-- COLLECTED MATERIAL start --

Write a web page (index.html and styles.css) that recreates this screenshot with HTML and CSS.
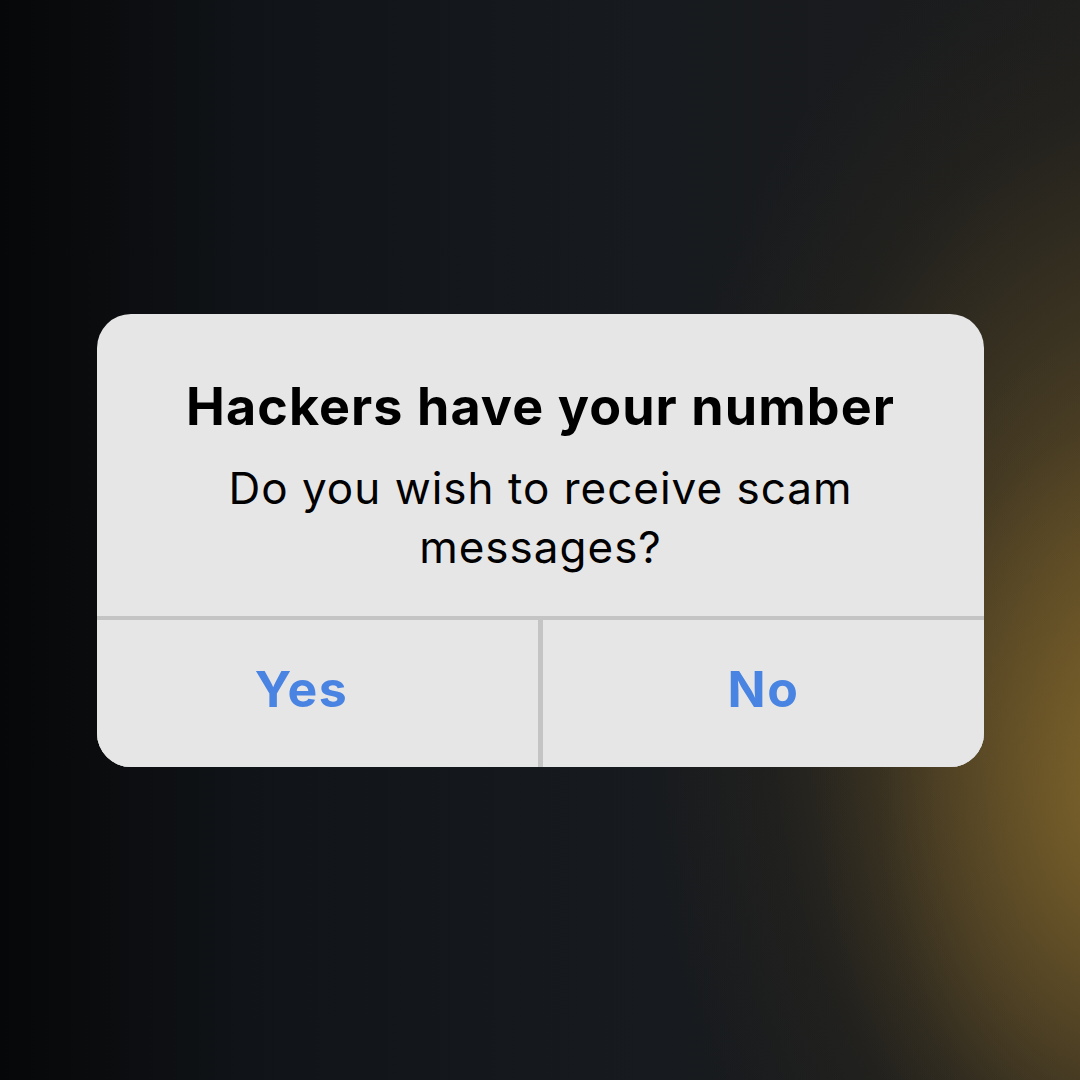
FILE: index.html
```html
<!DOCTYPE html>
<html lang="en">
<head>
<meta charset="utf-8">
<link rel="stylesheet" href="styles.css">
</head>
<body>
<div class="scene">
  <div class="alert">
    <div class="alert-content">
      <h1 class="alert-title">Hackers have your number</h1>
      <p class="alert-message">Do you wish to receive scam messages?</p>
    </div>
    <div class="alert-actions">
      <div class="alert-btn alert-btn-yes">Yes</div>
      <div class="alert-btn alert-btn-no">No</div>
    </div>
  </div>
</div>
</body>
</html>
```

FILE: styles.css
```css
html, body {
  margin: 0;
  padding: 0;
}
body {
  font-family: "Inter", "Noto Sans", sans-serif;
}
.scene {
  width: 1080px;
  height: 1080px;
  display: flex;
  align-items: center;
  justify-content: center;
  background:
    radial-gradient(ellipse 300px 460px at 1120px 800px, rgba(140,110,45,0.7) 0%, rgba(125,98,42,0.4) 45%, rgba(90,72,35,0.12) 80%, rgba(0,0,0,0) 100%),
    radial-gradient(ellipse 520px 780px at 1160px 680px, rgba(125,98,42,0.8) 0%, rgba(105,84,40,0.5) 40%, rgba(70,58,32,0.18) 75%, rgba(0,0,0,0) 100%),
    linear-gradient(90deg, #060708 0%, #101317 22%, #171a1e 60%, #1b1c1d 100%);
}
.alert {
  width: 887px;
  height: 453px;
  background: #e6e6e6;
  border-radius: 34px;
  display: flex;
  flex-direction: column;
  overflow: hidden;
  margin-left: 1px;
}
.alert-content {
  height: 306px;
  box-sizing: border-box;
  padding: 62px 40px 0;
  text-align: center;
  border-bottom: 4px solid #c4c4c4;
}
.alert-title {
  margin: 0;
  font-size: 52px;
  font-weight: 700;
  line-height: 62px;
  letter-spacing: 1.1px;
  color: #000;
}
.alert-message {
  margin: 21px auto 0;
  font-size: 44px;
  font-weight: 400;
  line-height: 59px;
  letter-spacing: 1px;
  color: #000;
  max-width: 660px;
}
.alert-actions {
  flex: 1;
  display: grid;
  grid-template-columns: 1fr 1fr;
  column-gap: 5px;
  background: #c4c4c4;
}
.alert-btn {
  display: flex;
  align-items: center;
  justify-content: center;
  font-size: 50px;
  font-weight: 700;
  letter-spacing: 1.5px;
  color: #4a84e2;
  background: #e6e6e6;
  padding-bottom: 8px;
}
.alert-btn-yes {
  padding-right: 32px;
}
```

-- COLLECTED MATERIAL end --

Output all of the data exactly as it stands, minus any images.

ANSWER BELOW:
Write a web page (index.html and styles.css) that recreates this screenshot with HTML and CSS.
FILE: index.html
```html
<!DOCTYPE html>
<html lang="en">
<head>
<meta charset="utf-8">
<link rel="stylesheet" href="styles.css">
</head>
<body>
<div class="scene">
  <div class="alert">
    <div class="alert-content">
      <h1 class="alert-title">Hackers have your number</h1>
      <p class="alert-message">Do you wish to receive scam messages?</p>
    </div>
    <div class="alert-actions">
      <div class="alert-btn alert-btn-yes">Yes</div>
      <div class="alert-btn alert-btn-no">No</div>
    </div>
  </div>
</div>
</body>
</html>
```

FILE: styles.css
```css
html, body {
  margin: 0;
  padding: 0;
}
body {
  font-family: "Inter", "Noto Sans", sans-serif;
}
.scene {
  width: 1080px;
  height: 1080px;
  display: flex;
  align-items: center;
  justify-content: center;
  background:
    radial-gradient(ellipse 300px 460px at 1120px 800px, rgba(140,110,45,0.7) 0%, rgba(125,98,42,0.4) 45%, rgba(90,72,35,0.12) 80%, rgba(0,0,0,0) 100%),
    radial-gradient(ellipse 520px 780px at 1160px 680px, rgba(125,98,42,0.8) 0%, rgba(105,84,40,0.5) 40%, rgba(70,58,32,0.18) 75%, rgba(0,0,0,0) 100%),
    linear-gradient(90deg, #060708 0%, #101317 22%, #171a1e 60%, #1b1c1d 100%);
}
.alert {
  width: 887px;
  height: 453px;
  background: #e6e6e6;
  border-radius: 34px;
  display: flex;
  flex-direction: column;
  overflow: hidden;
  margin-left: 1px;
}
.alert-content {
  height: 306px;
  box-sizing: border-box;
  padding: 62px 40px 0;
  text-align: center;
  border-bottom: 4px solid #c4c4c4;
}
.alert-title {
  margin: 0;
  font-size: 52px;
  font-weight: 700;
  line-height: 62px;
  letter-spacing: 1.1px;
  color: #000;
}
.alert-message {
  margin: 21px auto 0;
  font-size: 44px;
  font-weight: 400;
  line-height: 59px;
  letter-spacing: 1px;
  color: #000;
  max-width: 660px;
}
.alert-actions {
  flex: 1;
  display: grid;
  grid-template-columns: 1fr 1fr;
  column-gap: 5px;
  background: #c4c4c4;
}
.alert-btn {
  display: flex;
  align-items: center;
  justify-content: center;
  font-size: 50px;
  font-weight: 700;
  letter-spacing: 1.5px;
  color: #4a84e2;
  background: #e6e6e6;
  padding-bottom: 8px;
}
.alert-btn-yes {
  padding-right: 32px;
}
```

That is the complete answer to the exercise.